Minimal viable product

One thing that you will sometimes see when reading indie game developer blogs/postmortems  is the discussion of the minimal viable product (game). It’s one of those terms that have different meanings depending on who you ask, but from my point of view, it is essentially an agile development method.

Essentially, the idea is to build the bare minimum game experience necessary to find out whether people find the game fun or not. For an indie game developer, this approach is typically married with a couple of additional behaviors:

  • Code Reuse. Rather than building new game engines, reuse an existing one. It’s impossible to overstate how important this point is for indie developers, and it is one reason why I’ve occasionally during my game development “career” reached out to other developers of turn-based games to share code and experiences. Despite being very conscious of this, it’s also one of the areas where I don’t think I’m very good – the code reuse across the various projects I’ve done over the years has generally been abysmal. One of the things that I hope to do with the code for Pirates and Traders 2, is to try and reuse more elements of the same framework for some different game ideas that I have – hopefully meaning that I can create more games in future, in a shorter amount of time.
  • Reuse art and sound. I’ve been fortunate to work with some really talented guys who’ve charged me reasonably for their services, but this one is really critical for indie game devs. There’s a fair amount of free and low-cost music and sound effects out there. Art is harder, but that exists too (I suspect one reas Ion for the popularity of the pixel art aesthetic, is that there are a lot of pixel art sprite sets available for free). I did this really aggressively in the original Pirates and Traders; absolutely every piece of art in the original game was either Public Domain or Creative Commons, only replacing the art as the game began to earn revenue. For Pirates and Traders 2, I’ll be mostly reusing the art from the original, although I have plans made for stuff I want to add/replace as and when money allows. It helps, of course, that I create games where graphics are not critical to the gameplay; i.e., if you can’t enjoy the Pirates and Traders gameplay with the basic graphics of the original, you probably won’t enjoy it with professional art either.
  • Key features only. The idea in a MVP is that you want to stress your core game loop, because if it can’t stand on its own, the game isn’t going to work later either. I’ve been playing a bit of Assassins Creed 4: Black Flag lately (for Science…. research, you know 😉 ), and it’s been quite instructive. The core game loop there is of course going around murdering people in towns and doing the same to ships on sea. The game throws a ton of collectibles at the player to try and make you stick around, but (unless you’re the type that absolutely has to get 100%), the game is only going to hold your interest for as long as you enjoy the core game loop. Personally, after 6? titles, I’m pretty played out on the whole assassin game mechanic, and while I love the ship battles (and especially the visuals), it’s probably not going to get me through the entire game story. This is also why – IMO – it is a huge design flaw in the game that you have to play through almost half of it before they unlock all of the ship features. Although it’s still an interesting game, I can’t help feeling that the game series has lost sight of what made the game compelling to play in the first game (hint: it’s not collecting 399 sheets of paper and eavesdropping missions). Returning to my own games, the core game loop of Pirates and Traders are the ship battles and the port trading; the first version of the game contained little else (most of the RPG elements came later). The Pirates and Traders 2 beta will start in a similar place. When following the MVP approach, it’s critical to focus on the core game loop, and get it right.
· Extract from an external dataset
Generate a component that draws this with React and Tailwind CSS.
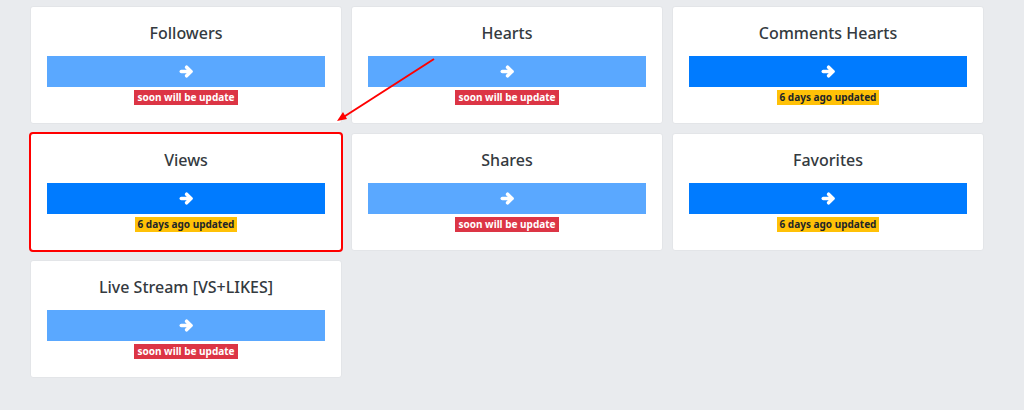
import React from 'react';

const SERVICES = [
    { name: 'Followers', ready: false },
    { name: 'Hearts', ready: false },
    { name: 'Comments Hearts', ready: true },
    { name: 'Views', ready: true, marked: true },
    { name: 'Shares', ready: false },
    { name: 'Favorites', ready: true },
    { name: 'Live Stream [VS+LIKES]', ready: false },
];

// chunky right arrow, like the old font-awesome glyph
const ArrowIcon = () => (
    <svg viewBox="0 0 15 15" width="15" height="15" fill="none" stroke="currentColor" strokeWidth="3.6" strokeLinecap="round" strokeLinejoin="round">
        <path d="M2.3 7.5H11.8" />
        <path d="M7.6 3.2L11.9 7.5L7.6 11.8" />
    </svg>
);

const ServiceCard = ({ service }) => (
    <div
        className={`relative bg-white rounded-[3px] border border-[#e3e5e8] px-4 pt-[15px] h-[118px] flex flex-col items-center ${service.marked ? 'outline-2 outline-[#ff0000] -outline-offset-1' : ''}`}
    >
        <h5 className="text-[16px] leading-[22px] font-medium text-[#343a40]">{service.name}</h5>
        <button
            className={`mt-3 w-full h-[31px] flex items-center justify-center text-white ${service.ready ? 'bg-[#007bff]' : 'bg-[#5aa8ff]'}`}
        >
            <ArrowIcon />
        </button>
        {service.ready ? (
            <span className="mt-[3px] h-[15px] px-[3px] flex items-center bg-[#ffc107] text-[#212529] text-[10px] font-bold">
                6 days ago updated
            </span>
        ) : (
            <span className="mt-[3px] h-[15px] px-[3px] flex items-center bg-[#dc3545] text-white text-[10px] font-bold">
                soon will be update
            </span>
        )}
    </div>
);

export default function App() {
    return (
        <div className="relative w-[1024px] h-[410px] bg-[#e9ebee] overflow-hidden" style={{ fontFamily: '"Noto Sans", "Open Sans", sans-serif' }}>
            <div className="grid grid-cols-[312px_312px_312px] gap-[9px] pl-[30px] pt-[6px]">
                {SERVICES.map(s => (
                    <ServiceCard key={s.name} service={s} />
                ))}
            </div>
            {/* annotation arrow pointing at Views */}
            <svg className="absolute left-0 top-0 pointer-events-none" width="1024" height="410">
                <line x1="434" y1="59" x2="342" y2="118" stroke="#ff0000" strokeWidth="2" />
                <polygon points="337,121 343,112 347,119" fill="#ff0000" />
            </svg>
        </div>
    );
}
One of the big “risks” of Pirates and Traders 2 is that I’m messing around with that core game loop – adding fleet action to the game changes the complexity and dynamics of combat. If it works out the way I hope, it will add extra depth and complexity, particularly to the later parts of the game where the player typically has a strong ship that can dominate the opposition in the current game (making the core game loop boring). If the redesign fails, then the game will have become more complex without adding any value to the core game loop. That’s the part that makes game design tricky – it’s easy enough to dream up new features, but if there’s not enough cost/benefit in the changes in terms of gameplay, it’s easy to end up with a worse game.
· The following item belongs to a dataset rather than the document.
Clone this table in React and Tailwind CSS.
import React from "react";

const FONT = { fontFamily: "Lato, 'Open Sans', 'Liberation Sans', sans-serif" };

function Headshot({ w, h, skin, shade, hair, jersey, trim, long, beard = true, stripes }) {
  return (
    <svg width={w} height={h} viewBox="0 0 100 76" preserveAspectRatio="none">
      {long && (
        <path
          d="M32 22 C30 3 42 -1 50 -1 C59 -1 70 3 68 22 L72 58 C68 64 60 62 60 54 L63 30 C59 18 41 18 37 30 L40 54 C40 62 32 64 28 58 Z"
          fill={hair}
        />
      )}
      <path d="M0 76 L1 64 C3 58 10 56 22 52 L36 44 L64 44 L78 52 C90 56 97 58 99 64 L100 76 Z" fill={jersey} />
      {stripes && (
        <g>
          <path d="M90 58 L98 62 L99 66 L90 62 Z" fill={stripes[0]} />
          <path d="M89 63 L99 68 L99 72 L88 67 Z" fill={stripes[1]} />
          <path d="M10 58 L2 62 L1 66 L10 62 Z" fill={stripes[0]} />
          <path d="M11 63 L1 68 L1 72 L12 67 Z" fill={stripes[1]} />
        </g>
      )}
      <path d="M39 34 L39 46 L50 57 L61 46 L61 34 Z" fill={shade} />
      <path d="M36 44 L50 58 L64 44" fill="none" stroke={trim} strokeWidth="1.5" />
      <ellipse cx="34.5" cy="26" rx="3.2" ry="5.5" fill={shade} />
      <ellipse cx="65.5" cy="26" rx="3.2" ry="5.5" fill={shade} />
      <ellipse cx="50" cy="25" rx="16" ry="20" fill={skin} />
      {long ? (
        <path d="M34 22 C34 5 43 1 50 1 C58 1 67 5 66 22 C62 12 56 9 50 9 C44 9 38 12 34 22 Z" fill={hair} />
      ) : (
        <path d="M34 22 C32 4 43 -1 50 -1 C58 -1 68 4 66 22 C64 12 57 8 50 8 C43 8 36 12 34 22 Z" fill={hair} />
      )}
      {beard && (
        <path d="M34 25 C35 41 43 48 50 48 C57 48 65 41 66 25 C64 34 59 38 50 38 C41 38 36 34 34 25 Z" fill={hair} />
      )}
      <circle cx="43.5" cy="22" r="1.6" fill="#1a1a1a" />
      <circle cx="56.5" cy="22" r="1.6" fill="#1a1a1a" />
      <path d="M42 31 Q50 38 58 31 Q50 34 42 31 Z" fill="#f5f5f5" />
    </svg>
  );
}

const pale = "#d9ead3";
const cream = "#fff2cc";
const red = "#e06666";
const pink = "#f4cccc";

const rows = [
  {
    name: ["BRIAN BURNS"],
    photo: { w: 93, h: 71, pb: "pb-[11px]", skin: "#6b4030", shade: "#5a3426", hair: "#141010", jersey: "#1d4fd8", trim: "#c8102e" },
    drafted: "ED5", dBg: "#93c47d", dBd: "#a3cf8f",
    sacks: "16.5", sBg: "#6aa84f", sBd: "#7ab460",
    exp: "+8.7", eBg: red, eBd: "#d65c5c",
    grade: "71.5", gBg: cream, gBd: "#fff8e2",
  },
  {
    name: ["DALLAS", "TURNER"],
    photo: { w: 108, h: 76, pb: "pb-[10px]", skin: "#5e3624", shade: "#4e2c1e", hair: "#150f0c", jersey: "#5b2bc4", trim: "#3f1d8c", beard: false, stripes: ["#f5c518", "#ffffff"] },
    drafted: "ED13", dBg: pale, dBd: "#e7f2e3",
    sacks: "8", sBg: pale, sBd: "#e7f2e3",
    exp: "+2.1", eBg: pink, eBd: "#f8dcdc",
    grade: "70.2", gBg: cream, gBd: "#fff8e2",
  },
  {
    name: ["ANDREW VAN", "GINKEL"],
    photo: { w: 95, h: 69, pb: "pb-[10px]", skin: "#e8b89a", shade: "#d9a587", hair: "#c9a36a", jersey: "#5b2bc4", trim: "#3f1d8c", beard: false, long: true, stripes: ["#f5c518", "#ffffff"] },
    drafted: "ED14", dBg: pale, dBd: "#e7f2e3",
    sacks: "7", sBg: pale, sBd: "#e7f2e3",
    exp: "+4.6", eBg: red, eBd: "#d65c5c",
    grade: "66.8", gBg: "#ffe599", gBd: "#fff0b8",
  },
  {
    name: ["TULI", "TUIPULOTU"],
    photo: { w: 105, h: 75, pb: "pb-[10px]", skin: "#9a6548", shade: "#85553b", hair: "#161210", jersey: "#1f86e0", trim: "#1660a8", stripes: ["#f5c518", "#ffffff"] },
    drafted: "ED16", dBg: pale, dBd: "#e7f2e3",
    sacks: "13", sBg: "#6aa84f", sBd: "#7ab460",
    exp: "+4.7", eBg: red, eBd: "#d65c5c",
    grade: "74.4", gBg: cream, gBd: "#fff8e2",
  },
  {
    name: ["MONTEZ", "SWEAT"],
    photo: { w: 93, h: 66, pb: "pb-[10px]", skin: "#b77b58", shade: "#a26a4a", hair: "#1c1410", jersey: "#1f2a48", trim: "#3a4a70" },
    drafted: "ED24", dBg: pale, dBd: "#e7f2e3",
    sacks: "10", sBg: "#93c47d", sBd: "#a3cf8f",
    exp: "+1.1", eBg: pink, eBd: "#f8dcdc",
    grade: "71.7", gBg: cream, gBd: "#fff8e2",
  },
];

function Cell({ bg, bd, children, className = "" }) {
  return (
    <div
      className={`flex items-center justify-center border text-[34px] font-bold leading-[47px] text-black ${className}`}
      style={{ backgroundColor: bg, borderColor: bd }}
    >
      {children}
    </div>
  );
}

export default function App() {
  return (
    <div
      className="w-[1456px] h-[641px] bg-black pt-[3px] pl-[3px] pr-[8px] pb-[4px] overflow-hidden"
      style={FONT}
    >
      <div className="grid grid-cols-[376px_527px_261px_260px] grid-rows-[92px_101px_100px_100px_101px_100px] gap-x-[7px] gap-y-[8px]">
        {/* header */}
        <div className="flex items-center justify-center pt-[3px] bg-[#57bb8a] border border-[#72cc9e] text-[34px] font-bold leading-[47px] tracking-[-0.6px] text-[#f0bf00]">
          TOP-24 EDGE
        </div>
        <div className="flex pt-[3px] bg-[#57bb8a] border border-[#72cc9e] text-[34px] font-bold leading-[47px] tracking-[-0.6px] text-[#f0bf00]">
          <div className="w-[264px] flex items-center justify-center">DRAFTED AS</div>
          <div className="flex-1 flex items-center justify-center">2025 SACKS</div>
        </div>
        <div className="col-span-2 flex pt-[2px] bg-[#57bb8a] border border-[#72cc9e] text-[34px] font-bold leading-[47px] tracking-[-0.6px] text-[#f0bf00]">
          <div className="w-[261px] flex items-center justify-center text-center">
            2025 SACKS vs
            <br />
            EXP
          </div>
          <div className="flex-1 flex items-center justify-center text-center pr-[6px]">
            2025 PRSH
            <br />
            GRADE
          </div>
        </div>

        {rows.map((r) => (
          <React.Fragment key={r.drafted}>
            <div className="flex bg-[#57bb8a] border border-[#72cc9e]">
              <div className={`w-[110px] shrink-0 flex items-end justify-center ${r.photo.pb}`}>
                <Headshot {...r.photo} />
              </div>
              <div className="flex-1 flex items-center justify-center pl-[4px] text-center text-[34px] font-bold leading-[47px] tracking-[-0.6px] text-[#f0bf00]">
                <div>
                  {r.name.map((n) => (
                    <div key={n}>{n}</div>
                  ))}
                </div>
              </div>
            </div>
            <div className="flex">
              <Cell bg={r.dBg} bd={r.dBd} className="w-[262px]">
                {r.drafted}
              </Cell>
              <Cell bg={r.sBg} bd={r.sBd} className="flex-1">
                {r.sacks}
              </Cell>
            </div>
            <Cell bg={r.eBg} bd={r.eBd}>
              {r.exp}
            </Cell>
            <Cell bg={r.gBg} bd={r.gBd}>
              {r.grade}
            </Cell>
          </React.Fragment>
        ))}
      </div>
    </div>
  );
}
Even if the core game loop is perfect, though, that’s of course no guarantee of success. As Jeff Vogel commented in a post recently: Writing games for cash is a harsh, unforgiving affair. Success is rare and failure common, instead of the other way around. If an indie game fails, it shouldn’t surprise you. Success should surprise you. Focusing on the MVP is one way in which indie developers can reduce the risk in creating a game.
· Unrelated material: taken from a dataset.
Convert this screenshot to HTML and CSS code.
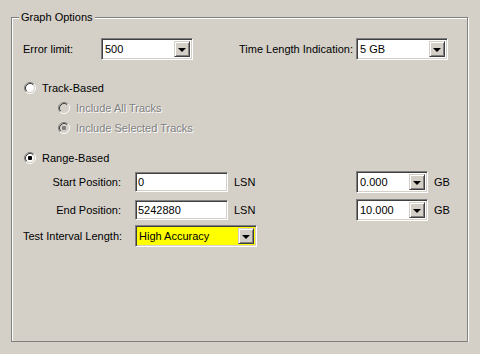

Regarding the beta, it is almost ready to get started. Saved games are working now (at least to the extent that my testing has uncovered), work now is focused on just running down the To-Do list to ensure that there are no (fewer) major broken features in the first release. Currently at 38 TODO items to go, but most are quite small, so with a bit of luck, the beta may be out this coming weekend. Assuming I don’t run into any major bugs while play-testing…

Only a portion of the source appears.